In a further move to stifle dissent, Piñera added several clauses to Chile’s draconian anti-terror legislation, similar to those being proposed in the new bill in the UK. But despite fierce police brutality and a permanent state of emergency, undeterred protesters continued to hit the streets to push for social change. And this resistance had an impact.
A lesson for the UK: ‘Expand demands beyond parliamentary politics’
UK documentary-maker Nick MacWilliam travelled to Chile to investigate the mass mobilisations and grassroots movements during the 2019 uprising, for his debut documentary Santiago Rising.
MacWilliam told Phoenix Media Co-op:
This is something being implemented at a time when it has occurred to people the need to expand their political demands beyond formal parliamentary politics.

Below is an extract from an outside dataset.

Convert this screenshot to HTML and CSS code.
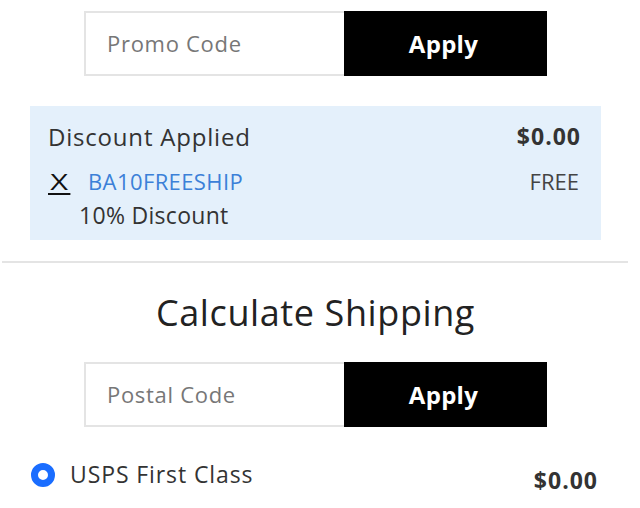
FILE: index.html
```html
<!DOCTYPE html>
<html lang="en">
<head>
    <meta charset="UTF-8">
    <meta name="viewport" content="width=device-width, initial-scale=1.0">
    <title>Cart Summary</title>
    <link rel="stylesheet" href="styles.css">
</head>
<body>
    <div class="cart">
        <form class="code-form">
            <input type="text" placeholder="Promo Code">
            <button type="button">Apply</button>
        </form>

        <div class="discount">
            <div class="discount-row">
                <span class="discount-title">Discount Applied</span>
                <span class="price">$0.00</span>
            </div>
            <div class="discount-row code-row">
                <span><a href="#" class="remove">X</a><span class="code">BA10FREESHIP</span></span>
                <span class="free">FREE</span>
            </div>
            <div class="discount-note">10% Discount</div>
        </div>

        <hr class="divider">

        <h2>Calculate Shipping</h2>
        <form class="code-form postal">
            <input type="text" placeholder="Postal Code">
            <button type="button">Apply</button>
        </form>

        <label class="ship-option">
            <span class="radio"></span>
            <span class="ship-name">USPS First Class</span>
            <span class="price ship-price">$0.00</span>
        </label>
    </div>
</body>
</html>
```

FILE: styles.css
```css
body {
    margin: 0;
    background: #fff;
    font-family: "Open Sans", Arial, sans-serif;
    color: #333;
}

.cart {
    width: 631px;
}

.code-form {
    display: flex;
    width: 463px;
    height: 65px;
    margin: 11px auto 0;
}

.code-form input {
    box-sizing: border-box;
    width: 260px;
    height: 100%;
    border: 2px solid #e4e4e4;
    border-right: none;
    padding: 0 0 2px 21px;
    font-family: inherit;
    font-size: 22px;
    letter-spacing: 0.7px;
    outline: none;
}

.code-form input::placeholder {
    color: #777;
}

.code-form button {
    flex: 1;
    border: none;
    background: #000;
    color: #fff;
    font-family: inherit;
    font-size: 24px;
    font-weight: 700;
    letter-spacing: 0.3px;
    padding: 0 4px 0 0;
    cursor: pointer;
}

.discount {
    box-sizing: border-box;
    height: 134px;
    margin: 30px 30px 0;
    padding: 15px 20px 0 18px;
    background: #e4f0fb;
}

.discount-row {
    display: flex;
    justify-content: space-between;
    align-items: flex-start;
}

.discount-title {
    font-size: 24px;
    letter-spacing: 0.8px;
    line-height: 32px;
}

.price {
    font-size: 23px;
    font-weight: 700;
    letter-spacing: 1px;
    line-height: 30px;
    color: #333;
}

.code-row {
    margin-top: 13px;
    font-size: 22px;
    line-height: 30px;
}

.remove {
    display: inline-block;
    width: 16px;
    margin-right: 24px;
    color: #111;
    font-size: 22px;
    text-align: center;
    text-decoration: none;
    border-bottom: 2px solid #111;
    line-height: 24px;
    transform: scaleX(1.4);
    transform-origin: left;
}

.code {
    color: #3b80d8;
    letter-spacing: 0.4px;
}

.free {
    color: #444;
    margin-right: 2px;
}

.discount-note {
    margin: 4px 0 0 31px;
    font-size: 23px;
    letter-spacing: 0.3px;
    line-height: 30px;
}

.divider {
    height: 2px;
    margin: 21px 3px 0 2px;
    border: none;
    background: #e4e4e4;
}

h2 {
    margin: 28px 0 0;
    text-align: center;
    font-size: 36px;
    font-weight: 400;
    letter-spacing: 0.6px;
    line-height: 44px;
    color: #222;
}

.postal {
    margin-top: 27px;
}

.ship-option {
    display: flex;
    align-items: flex-start;
    margin-top: 32px;
    padding: 0 33px 0 31px;
}

.radio {
    box-sizing: border-box;
    width: 24px;
    height: 24px;
    margin: 4px 15px 0 0;
    border: 7px solid #1a6dff;
    border-radius: 50%;
}

.ship-name {
    flex: 1;
    font-size: 23px;
    letter-spacing: 0.9px;
    line-height: 30px;
}

.ship-price {
    padding-top: 6px;
}
```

In Chile, the protest movement exists outside the parliamentary system, and this presents both a strength and a challenge. A strength in the sense that, with a horizontal movement, it’s difficult for moderate or diluting forces to co-opt the movement, as we’ve seen, in a formal top-down system depending on the figure on the top it’s either a position of possibility or restriction.
In Chile, that realisation took place a long time ago, as such social movements have grown strong and have faced intense repression due to the strength they have. This is a signal to Britain that protest movements are working. Street protest does have strength. If anything, the new bill should ignite people’s desire to take to the streets. We cannot just allow the state to impose these draconian policies upon us.
The result of these mass mobilisations has been to force the Chilean government to scrap the old constitution in place of a new one written by democratically elected candidates, a feat thought impossible until now.
Power in the streets
In the UK, the power of mass mobilisation has already yielded results. Despite Scotland Yard refusing to cooperate with organisers planning a vigil for Sarah Everard at Clapham Common, protesters turned up in large numbers to remember her and demand changes in legislation to protect women. The Metropolitan Police arrested peaceful protesters, and the House of Commons vote days later sparked mass mobilisations across the country against the bill. By disobeying the law, protesters managed to delay the bill slightly. This was a small but significant win, as campaign group Sisters Uncut explained.
This weekend, protesters in Bristol took to the streets, providing us with a glimpse of what could snowball further into a mass movement. No doubt conservative sectors will be baying for tough measures to halt civil disobedience and press for the bill to go ahead. But as the campaign gains momentum across social networks and reawakens activism, it may not be a bad idea to follow the example of recent Latin American protest movements and continue to mobilise to claw back hard-won rights and freedoms from a corrupt, draconian Conservative government hellbent on weakening or destroying all potential opposition. There’s power in the streets.